Mr Turnbull - What about other children in the community apart from those of judges? Surely to goodness they should be considered?

Mr WHITLAM - Judges have been singled out.

Mr Turnbull - You are singling them out for a special purpose.

Mr WHITLAM - I thought we were in general agreement that judges have been singled out by all Commonwealth governments of all political complexions, and by all State governments, because it is hoped that, in retirement or on incapacity, they, and their widows after them, will be given a decent status, independence and immunity. We expect them to have that independence when they are in office, and, by this bill, we make provision for the judges after they retire, and for their widows after the judges die, and I simply suggest that in this bill we should make for their children provision similar to that made in Western Australia. The attraction of judicial office, and the practice of that office, now depend very largely on the fact that judges know that they and their widows will be independent for the rest of their lives. I am only suggesting that provision should be made for their children. Some provision is made for them in one of the States, and it seems perfectly reasonable that similar provision should be made here.

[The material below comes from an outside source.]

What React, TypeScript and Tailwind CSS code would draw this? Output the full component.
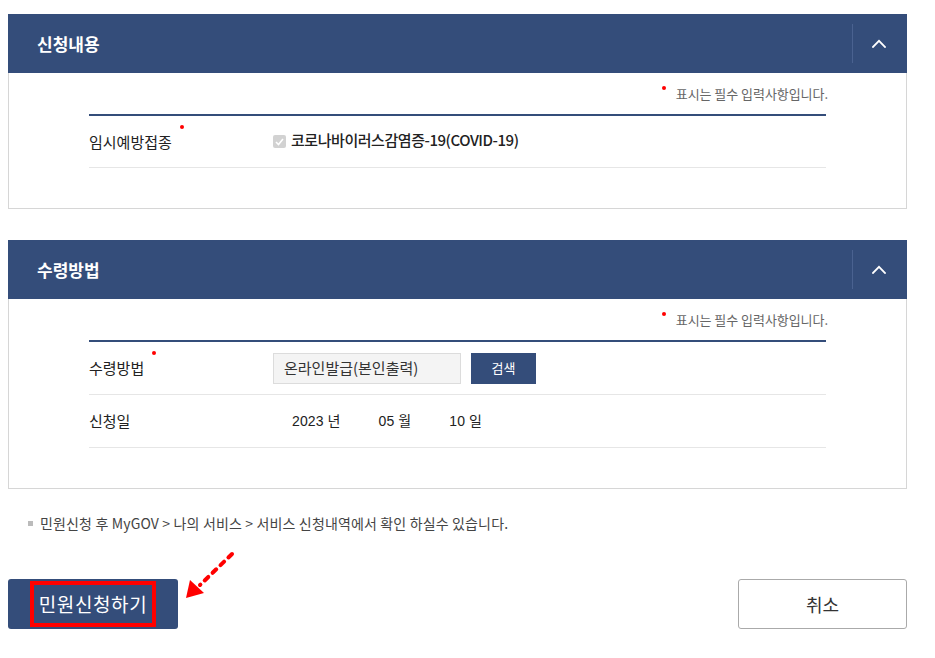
import React from "react";

function Dot({ className = "" }: { className?: string }) {
  return <span className={"inline-block w-[4px] h-[4px] rounded-full bg-[#f00] " + className} />;
}

function Chevron() {
  return (
    <svg width="14" height="9" viewBox="0 0 14 9" fill="none">
      <polyline points="1,8 7,1.8 13,8" stroke="#fff" strokeWidth="1.8" strokeLinecap="square" />
    </svg>
  );
}

function Section({ title, children }: { title: string; children: React.ReactNode }) {
  return (
    <section>
      <div className="h-[59px] bg-[#344d7a] flex items-center">
        <h2 className="flex-1 pl-[29px] text-white text-[17px] leading-[20px] font-bold">{title}</h2>
        <div className="w-px h-[39px] bg-[#4a6290]" />
        <div className="w-[54px] h-full flex items-center justify-center pr-[2px]">
          <Chevron />
        </div>
      </div>
      <div className="border border-t-0 border-[#d6d6d6] px-[80px] pt-[10px] pb-[40px]">
        <div className="flex justify-end items-center h-[22px] text-[13px] text-[#666] -mr-[2px] tracking-[-0.05px]">
          <Dot className="relative -top-[6px] mr-[10px]" />
          표시는 필수 입력사항입니다.
        </div>
        <div className="mt-[9px] border-t-2 border-[#344d7a]">{children}</div>
      </div>
    </section>
  );
}

function Row({ label, required, children, h = "h-[52px]" }: { label: string; required?: boolean; children: React.ReactNode; h?: string }) {
  return (
    <div className={"flex items-center border-b border-[#e6e6e6] " + h}>
      <div className="w-[184px] text-[15px] leading-[20px] text-[#222]">
        <span className="relative">
          {label}
          {required && <span className="absolute -right-[12px] -top-[6px] w-[4px] h-[4px] rounded-full bg-[#f00]" />}
        </span>
      </div>
      <div className="flex-1 flex items-center">{children}</div>
    </div>
  );
}

export default function App() {
  return (
    <div className="relative w-[935px] h-[658px] bg-white font-['Noto_Sans_CJK_KR',sans-serif] overflow-hidden">
      <div className="pl-[8px] pt-[14px] w-[907px]">
        <Section title="신청내용">
          <Row label="임시예방접종" required h="h-[52px]">
            <span className="w-[13px] h-[13px] rounded-[2px] bg-[#d2d2d2] flex items-center justify-center">
              <svg width="9" height="8" viewBox="0 0 9 8" fill="none">
                <polyline points="1,4 3.5,6.5 8,1" stroke="#fff" strokeWidth="1.6" />
              </svg>
            </span>
            <span className="ml-[5px] text-[15px] leading-[20px] font-medium text-[#222] tracking-[-0.45px] -mt-[4px]">
              코로나바이러스감염증-19(COVID-19)
            </span>
          </Row>
        </Section>

        <div className="h-[31px]" />

        <Section title="수령방법">
          <Row label="수령방법" required h="h-[53px]">
            <div className="w-[188px] h-[31px] bg-[#f4f4f4] border border-[#dcdcdc] flex items-center pl-[10px] text-[15px] text-[#333]">
              온라인발급(본인출력)
            </div>
            <button className="ml-[10px] w-[65px] h-[31px] bg-[#344d7a] text-white text-[13px] flex items-center justify-center">
              검색
            </button>
          </Row>
          <Row label="신청일" h="h-[53px]">
            <div className="pl-[19px] flex items-center gap-[38px] text-[14px] text-[#222] font-['Liberation_Sans','Noto_Sans_CJK_KR',sans-serif] tracking-[0.1px]">
              <span>2023 년</span>
              <span>05 월</span>
              <span>10 일</span>
            </div>
          </Row>
        </Section>

        <div className="mt-[24px] h-[20px] flex items-center pl-[20px] text-[14px] text-[#444] tracking-[0.15px]">
          <span className="w-[5px] h-[5px] bg-[#bbb] mr-[7px]" />
          민원신청 후 MyGOV &gt; 나의 서비스 &gt; 서비스 신청내역에서 확인 하실수 있습니다.
        </div>

        <div className="mt-[46px] flex justify-between">
          <button className="w-[170px] h-[50px] bg-[#344d7a] rounded-[3px] flex items-center justify-center">
            <span className="h-[46px] border-4 border-[#f00] px-[5px] flex items-center text-white text-[19px] tracking-[0.6px]">
              민원신청하기
            </span>
          </button>
          <button className="w-[169px] h-[50px] bg-white border border-[#aaa] rounded-[3px] flex items-center justify-center text-[18px] text-[#333]">
            취소
          </button>
        </div>
      </div>

      <svg className="absolute left-0 top-0 pointer-events-none" width="935" height="658">
        <line x1="232" y1="554" x2="200" y2="585" stroke="#f00" strokeWidth="4" strokeLinecap="round" strokeDasharray="5 6" />
        <polygon points="186,598 190,580 204,593" fill="#f00" />
      </svg>
    </div>
  );
}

In order to bring to a head the need to co-ordinate judicial practices between the States, I propose moving an amendment which has for its purpose the deferment of this matter for six months to enable a conference to take place between the Commonwealth and the States. I am authorized to say on behalf of the Opposition that if, regrettably, in that six months the person who is about to be appointed to the Supreme Court of the Northern Territory, or his dependants, were to become eligible for the provision which is being made under this bill, then we would agree to the passage of a retrospective measure in favour of him or his dependants. I move -

That the word " now " be omitted from, and that the words " this day six months in order that the Government may confer with the States with a view to adopting a uniform basis for the payment of judges' pensions " be added to, the question.